### Goal
Find the lines below that contain the word "React" and count them. Only the number should be given.
--- start of Given data ---
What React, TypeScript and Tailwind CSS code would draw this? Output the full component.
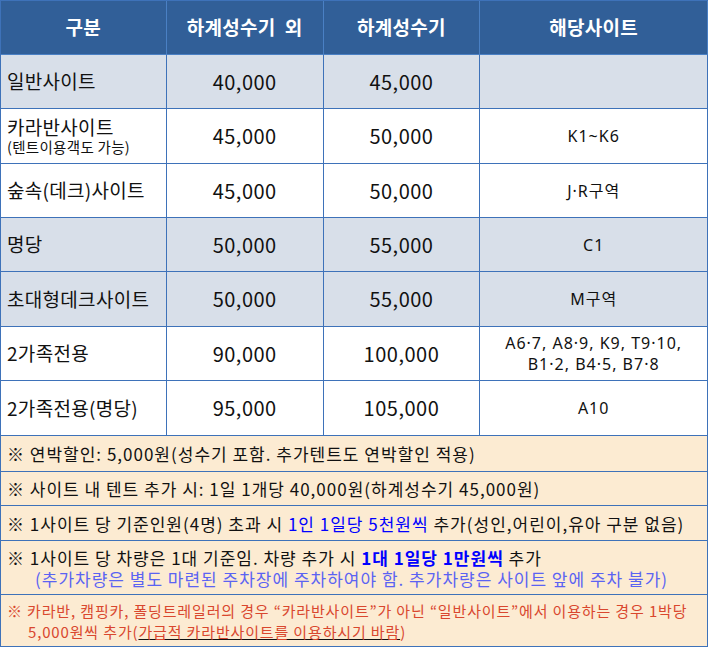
import React from "react";

const FONT = { fontFamily: '"Noto Sans CJK KR", "Noto Sans", sans-serif' };

type Row = {
  label: React.ReactNode;
  off: string;
  peak: string;
  site: React.ReactNode;
  striped: boolean;
  h: string;
};

const rows: Row[] = [
  { label: "일반사이트", off: "40,000", peak: "45,000", site: "", striped: true, h: "h-[54px]" },
  {
    label: (
      <div>
        <div className="text-[19px] leading-[22px]">카라반사이트</div>
        <div className="text-[14.5px] leading-[18px]">(텐트이용객도 가능)</div>
      </div>
    ),
    off: "45,000",
    peak: "50,000",
    site: "K1~K6",
    striped: false,
    h: "h-[55px]",
  },
  { label: "숲속(데크)사이트", off: "45,000", peak: "50,000", site: "J·R구역", striped: false, h: "h-[54px]" },
  { label: "명당", off: "50,000", peak: "55,000", site: "C1", striped: true, h: "h-[54px]" },
  { label: "초대형데크사이트", off: "50,000", peak: "55,000", site: "M구역", striped: true, h: "h-[55px]" },
  {
    label: "2가족전용",
    off: "90,000",
    peak: "100,000",
    site: (
      <div className="leading-[21px]">
        <div>A6·7, A8·9, K9, T9·10,</div>
        <div>B1·2, B4·5, B7·8</div>
      </div>
    ),
    striped: false,
    h: "h-[54px]",
  },
  { label: "2가족전용(명당)", off: "95,000", peak: "105,000", site: "A10", striped: false, h: "h-[55px]" },
];

function Note({ h, children }: { h: string; children: React.ReactNode }) {
  return (
    <div className={`${h} flex flex-col justify-center whitespace-nowrap border-b border-r border-[#3e72b9] bg-[#fcebd2] px-[6px]`}>
      {children}
    </div>
  );
}

export default function App() {
  return (
    <div className="w-[709px] bg-white text-[#111]" style={FONT}>
      <div className="w-[708px] border-l border-t border-[#3e72b9]">
        {/* 헤더 */}
        <div className="flex h-[54px] bg-[#315f98] text-[19px] font-bold tracking-[0.3px] text-white">
          <div className="flex w-[166px] items-center justify-center border-r border-b border-[#4a80c4]">구분</div>
          <div className="flex w-[157px] items-center justify-center border-r border-b border-[#4a80c4]">하계성수기&nbsp; 외</div>
          <div className="flex w-[157px] items-center justify-center border-r border-b border-[#4a80c4]">하계성수기</div>
          <div className="flex w-[228px] items-center justify-center border-r border-b border-[#4a80c4]">해당사이트</div>
        </div>

        {rows.map((r, i) => (
          <div key={i} className={`flex ${r.h} ${r.striped ? "bg-[#d8dfe9]" : "bg-white"}`}>
            <div className="flex w-[166px] items-center border-r border-b border-[#3e72b9] pl-[6px] text-[19px] tracking-[0.3px]">
              {r.label}
            </div>
            <div className="flex w-[157px] items-center justify-center border-r border-b border-[#3e72b9] text-[20px] tracking-[0.5px]">
              {r.off}
            </div>
            <div className="flex w-[157px] items-center justify-center border-r border-b border-[#3e72b9] text-[20px] tracking-[0.5px]">
              {r.peak}
            </div>
            <div className="flex w-[228px] items-center justify-center border-r border-b border-[#3e72b9] text-center font-['Noto_Sans','Noto_Sans_CJK_KR',sans-serif] text-[16px] tracking-[1px]">
              {r.site}
            </div>
          </div>
        ))}

        {/* 안내사항 */}
        <div className="text-[17px] leading-[21px] tracking-[1px]">
          <Note h="h-[36px]">
            <div>※ 연박할인: 5,000원(성수기 포함. 추가텐트도 연박할인 적용)</div>
          </Note>
          <Note h="h-[34px]">
            <div>※ 사이트 내 텐트 추가 시: 1일 1개당 40,000원(하계성수기 45,000원)</div>
          </Note>
          <Note h="h-[35px]">
            <div>
              ※ 1사이트 당 기준인원(4명) 초과 시 <span className="text-[#0000ff]">1인 1일당 5천원씩</span> 추가(성인,어린이,유아 구분 없음)
            </div>
          </Note>
          <Note h="h-[54px]">
            <div>
              ※ 1사이트 당 차량은 1대 기준임. 차량 추가 시{" "}
              <span className="font-semibold text-[#0000ff]">1대 1일당 1만원씩</span> 추가
            </div>
            <div className="pl-[28px] text-[#5b63f2]">
              (추가차량은 별도 마련된 주차장에 주차하여야 함. 추가차량은 사이트 앞에 주차 불가)
            </div>
          </Note>
          <Note h="h-[52px]">
            <div className="text-[15px] leading-[21px] tracking-[0.85px] text-[#d9472e]">
              <div>※ 카라반, 캠핑카, 폴딩트레일러의 경우 “카라반사이트”가 아닌 “일반사이트”에서 이용하는 경우 1박당</div>
              <div className="pl-[21px]">
                5,000원씩 추가(<span className="underline decoration-[#111]">가급적 카라반사이트를 이용하시기 바람</span>)
              </div>
            </div>
          </Note>
        </div>
      </div>
    </div>
  );
}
--- end of Given data ---
### Solution to this exercise
5